The challenge is when you have an MPA, when it’s there, governments change. No-take zones may, in fact, be enforced that they’re no-take zones, and this is the livelihood of all these coastal communities. That’s the challenge that we have.
In my previous experience in the provincial government, I’ve never seen a situation where you would impose without consultation, and that’s what’s happening here. That’s what I hear Mr. Smith saying is taking place in his community.
The Chair: Do you have a question?
Senator McInnis: No, there’s no question. It’s a comment. I learned that from Senator Gold. Bring the hammer down.
The Chair: Thank you very much, senators.
Thank you for this great discussion and feedback, Mr. Smith. As I mentioned earlier, if there is an amendment that you would like to propose to Bill C-55, we would ask that you forward it to our clerk as soon as you can so that we can have discussion and debate around that before we move forward.
Mr. Smith: Sorry for interrupting. For the record, the intent of what this bill is trying to achieve, I don’t think we disagree, but it’s how we get to the end of that path together so it’s beneficial to everybody involved. How do we work on the wording of this so that it reflects the proper processes as well as what we both want to achieve in this case? Thanks.
The Chair: Thank you, Mr. Smith, you had the last word.
For our second panel today, we have with us by video conference Bob Gloade, Chief, Atlantic Policy Congress of First Nations Chiefs Secretariat. Welcome. I’m not sure who else is with you, but if you want to introduce yourself and the people there, my understanding is you have some opening remarks. From there we will go to questions from the senators. The floor is yours, chief.
Bob Gloade, Chief, Atlantic Policy Congress of First Nations Chiefs Secretariat: Good morning. I have John G. Paul here with me. He is the Executive Director of the Atlantic Policy Congress.
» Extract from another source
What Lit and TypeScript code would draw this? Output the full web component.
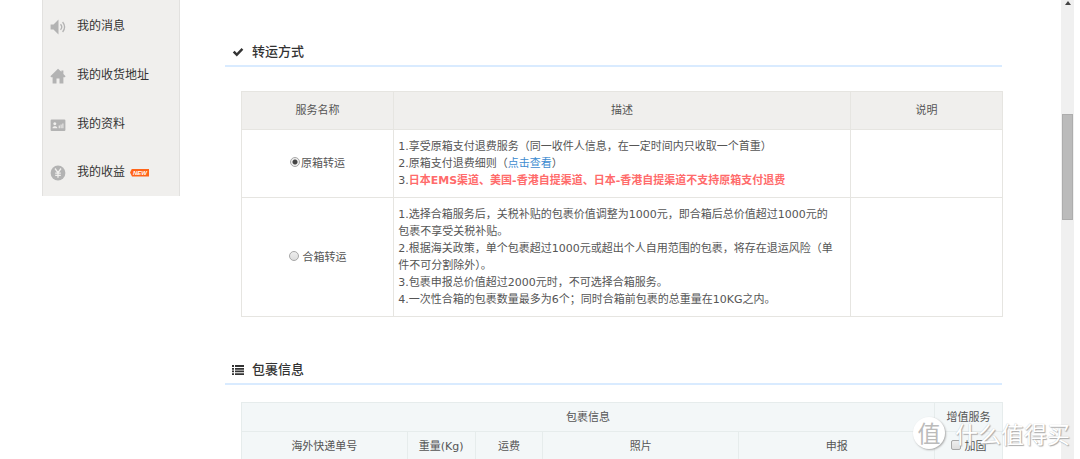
import { LitElement, html, css, svg } from "lit";
import { customElement, state } from "lit/decorators.js";

const speaker = svg`<path d="M.6 5.500h2.900L8.500 .6v14.800L3.500 10.500H.6z"/><path d="M10.500 5.200q2.600 2.800 0 5.600M12.600 3q4 5 0 10" fill="none" stroke="currentColor" stroke-width="1.300"/>`;
const house = svg`<path d="M8 .8 .4 8.200l.8 1H2.600v6.200h3.900V10.500h3v4.900h3.900V9.200h1.400l.8-1-2.200-2.200V2.400h-2v1.400z"/>`;
const card = svg`<path fill-rule="evenodd" d="M1.600 2.500h12.800a1 1 0 0 1 1 1v9.600a1 1 0 0 1-1 1H1.600a1 1 0 0 1-1-1V3.500a1 1 0 0 1 1-1zM4.800 5.200a1.500 1.500 0 1 0 .01 0zM2.500 11.300h4.800c0-2.600-4.800-2.600-4.800 0zM8.700 8.600v2.700h1.100V8.600zM10.600 7.600v3.700h1V7.600zM12.400 6.600v4.700h1V6.600z"/>`;
const yen = svg`<circle cx="8" cy="8" r="7.400"/><path d="M5 3.500 8 7.600l3-4.100M8 7.600v5.200M5.200 8.200h5.600M5.200 10.400h5.600" fill="none" stroke="#f0efed" stroke-width="1.300"/>`;

@customElement("app-root")
export class AppRoot extends LitElement {
  @state() private mode = "original";

  private menu = [
    { label: "我的消息", icon: speaker, fresh: false },
    { label: "我的收货地址", icon: house, fresh: false },
    { label: "我的资料", icon: card, fresh: false },
    { label: "我的收益", icon: yen, fresh: true },
  ];

  static styles = css`
    :host {
      display: flex;
      align-items: flex-start;
      position: relative;
      height: 100vh;
      overflow: hidden;
      box-sizing: border-box;
      padding: 0 6px 0 42px;
      background: #fff;
      color: #555;
      font: 11px/17px "DejaVu Sans", "Noto Sans CJK SC", sans-serif;
    }
    .side {
      flex: none;
      width: 138px;
      box-sizing: border-box;
      background: #f0efed;
      border: solid #e2e1df;
      border-width: 0 1px;
      padding-top: 2px;
    }
    .side a {
      display: flex;
      align-items: center;
      height: 49px;
      padding-left: 7px;
      color: #333;
      font-size: 12px;
      text-decoration: none;
    }
    .side a:last-child { height: 47px; }
    .side a svg {
      flex: none;
      width: 16px;
      height: 16px;
      margin-right: 11px;
      color: #b3b3b3;
      fill: currentColor;
    }
    .new {
      margin-left: 5px;
      padding: 0 2px 0 3px;
      background: #ff6519;
      color: #fff;
      font: italic bold 6px/8px "Liberation Sans", sans-serif;
      clip-path: polygon(0 50%, 2px 0, 100% 0, 100% 100%, 2px 100%);
    }
    main {
      flex: 1;
      min-width: 0;
      padding: 38px 59px 0 45px;
    }
    h2 {
      display: flex;
      align-items: center;
      gap: 8px;
      margin: 0;
      height: 27px;
      padding-left: 7px;
      border-bottom: 2px solid #d9ebff;
      color: #333;
      font-size: 13px;
      font-weight: 500;
    }
    h2 svg { width: 12px; height: 12px; fill: #333; }
    table {
      width: calc(100% - 15px);
      border-collapse: collapse;
      table-layout: fixed;
    }
    th, td {
      box-sizing: border-box;
      border: 1px solid #e6e5e1;
      font-weight: normal;
      text-align: center;
    }
    .modes { margin: 24px 0 39px 16px; }
    .modes th { height: 38px; padding: 0; background: #f0efed; }
    .modes td { padding: 8px 4px; }
    .modes .text { text-align: left; }
    .goods { margin: 17px 0 0 16px; }
    .goods th {
      height: 29px;
      padding: 0;
      background: #f3f7f8;
      border-color: #e6ecec;
    }
    .w9 { width: 9%; }
    .w20 { width: 20%; }
    .w22 { width: 22%; }
    .w26 { width: 26%; }
    .w60 { width: 60%; }
    .red { color: #ff6b6b; font-weight: bold; }
    .text a { color: #3d8bd0; text-decoration: none; }
    label { display: inline-flex; align-items: center; gap: 1px; }
    label.wide { gap: 4px; }
    input {
      appearance: none;
      flex: none;
      width: 10px;
      height: 10px;
      margin: 0 0 3px;
      border: 1px solid #a8a8a8;
      background: linear-gradient(#eee, #ddd);
    }
    input[type="radio"] { border-radius: 50%; }
    input[type="radio"]:checked { background: radial-gradient(circle, #444 0 2px, #eee 3px); }
    input[type="checkbox"] { border-radius: 2px; }
    .bar {
      flex: none;
      align-self: stretch;
      display: flex;
      flex-direction: column;
      align-items: center;
      width: 13px;
      background: #f0f0f0;
    }
    .bar svg { width: 6px; height: 4px; margin-top: 1px; fill: #444; }
    .thumb {
      box-sizing: border-box;
      width: 11px;
      height: 23%;
      margin-top: 109px;
      background: #bbb;
      border: 1px solid #adadad;
    }
    .mark {
      position: absolute;
      right: 10px;
      bottom: 10px;
      display: flex;
      align-items: center;
      gap: 10px;
      color: #fff;
      font: 23px/32px "Noto Sans CJK SC", sans-serif;
      text-shadow: 1px 1px 1px #aaa, 0 0 1px #bbb;
      pointer-events: none;
    }
    .disc {
      width: 32px;
      height: 32px;
      border-radius: 50%;
      background: #fff;
      box-shadow: 1px 1px 2px #aaa;
      color: #bbb;
      line-height: 30px;
      text-align: center;
      text-shadow: none;
    }
  `;

  private pick(value: string) {
    this.mode = value;
  }

  render() {
    return html`
      <nav class="side">
        ${this.menu.map(
          (m) => html`<a href="#"><svg viewBox="0 0 16 16" aria-hidden="true">${m.icon}</svg>${m.label}${m.fresh ? html`<span class="new">NEW</span>` : ""}</a>`
        )}
      </nav>
      <main>
        <h2><svg viewBox="0 0 12 12" aria-hidden="true"><path d="M.8 6.500 2.600 4.700l2.200 2.200 4.800-4.800 1.700 1.700L4.800 10.400z"/></svg>转运方式</h2>
        <table class="modes">
          <thead>
            <tr><th class="w20">服务名称</th><th class="w60">描述</th><th class="w20">说明</th></tr>
          </thead>
          <tbody>
            <tr>
              <td><label><input type="radio" name="mode" .checked=${this.mode === "original"} @change=${() => this.pick("original")}>原箱转运</label></td>
              <td class="text">
                1.享受原箱支付退费服务（同一收件人信息，在一定时间内只收取一个首重）<br>
                2.原箱支付退费细则（<a href="#">点击查看</a>）<br>
                3.<span class="red">日本EMS渠道、美国-香港自提渠道、日本-香港自提渠道不支持原箱支付退费</span>
              </td>
              <td></td>
            </tr>
            <tr>
              <td><label class="wide"><input type="radio" name="mode" .checked=${this.mode === "merged"} @change=${() => this.pick("merged")}>合箱转运</label></td>
              <td class="text">
                1.选择合箱服务后，关税补贴的包裹价值调整为1000元，即合箱后总价值超过1000元的<br>包裹不享受关税补贴。<br>
                2.根据海关政策，单个包裹超过1000元或超出个人自用范围的包裹，将存在退运风险（单<br>件不可分割除外）。<br>
                3.包裹申报总价值超过2000元时，不可选择合箱服务。<br>
                4.一次性合箱的包裹数量最多为6个；同时合箱前包裹的总重量在10KG之内。
              </td>
              <td></td>
            </tr>
          </tbody>
        </table>
        <h2><svg viewBox="0 0 12 12" aria-hidden="true"><path d="M0 1h2v2H0zM3 1h9v2H3zM0 4h2v1.700H0zM3 4h9v1.700H3zM0 6.600h2v1.700H0zM3 6.600h9v1.700H3zM0 9.200h2v1.800H0zM3 9.200h9v1.800H3z"/></svg>包裹信息</h2>
        <table class="goods">
          <colgroup><col class="w22"><col class="w9"><col class="w9"><col class="w26"><col class="w26"><col class="w9"></colgroup>
          <thead>
            <tr><th colspan="5">包裹信息</th><th>增值服务</th></tr>
            <tr>
              <th>海外快递单号</th><th>重量(Kg)</th><th>运费</th><th>照片</th><th>申报</th>
              <th><label class="wide"><input type="checkbox">加固</label></th>
            </tr>
          </thead>
        </table>
      </main>
      <div class="bar" aria-hidden="true"><svg viewBox="0 0 6 4"><path d="M0 4 3 0l3 4z"/></svg><div class="thumb"></div></div>
      <div class="mark" aria-hidden="true"><span class="disc">值</span><span>什么值得买</span></div>
    `;
  }
}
And to my left is Mitch Downton, Regional Climate Change Coordinator with the Atlantic Policy Congress.
Good morning. First of all, I would like to thank you for this opportunity to speak to the Senate. I want to say I’m not sure if Senator Dan Christmas or Senator Brian Francis are there with you, but if they are, I extend our greetings to them as well. It’s an honour to have two Mi’kmaq senators representing our people from the Atlantic in the Senate. Thank you for that.
I’m Chief Bob Gloade of the Millbrook First Nation. I’m one of the co-chairs for the Atlantic Policy Congress. As mentioned, I’m here with John G. Paul today, the Executive Director for the Atlantic Policy Congress. We’re pleased to have this opportunity to speak to the Senate standing committee on Bill C-55 as representatives of the APC First Nations Chiefs here in the Atlantic.
The Atlantic Policy Congress of First Nations Chiefs Secretariat was federally incorporated in 1995 as a policy and research advocacy secretariat for 30 Mi’kmaq, Maliseet, Passamaquoddy and Innu chiefs here in Atlantic Canada. We’re governed by the chiefs here, and the board of directors consists of the chiefs of each of the respective communities.
As co-chairs of the Atlantic Policy Congress, we wish to emphasize the importance of the early and ongoing engagement with Indigenous people during development and implementation of legislation, regulations and policies that may impact Aboriginal rights and title.
We understand the legislation will clarify the responsibilities of the Minister of Fisheries and Oceans to establish a national network of marine protected areas. We recommend the National Advisory Panel on Marine Protected Area Standards include an Indigenous-specific process to ensure that the constitutionally protected rights and interests are commensurate. There can be no single perspective that represents the views of Indigenous people across Canada. Therefore, Canada should take an approach that is representative of existing Indigenous processes and governance.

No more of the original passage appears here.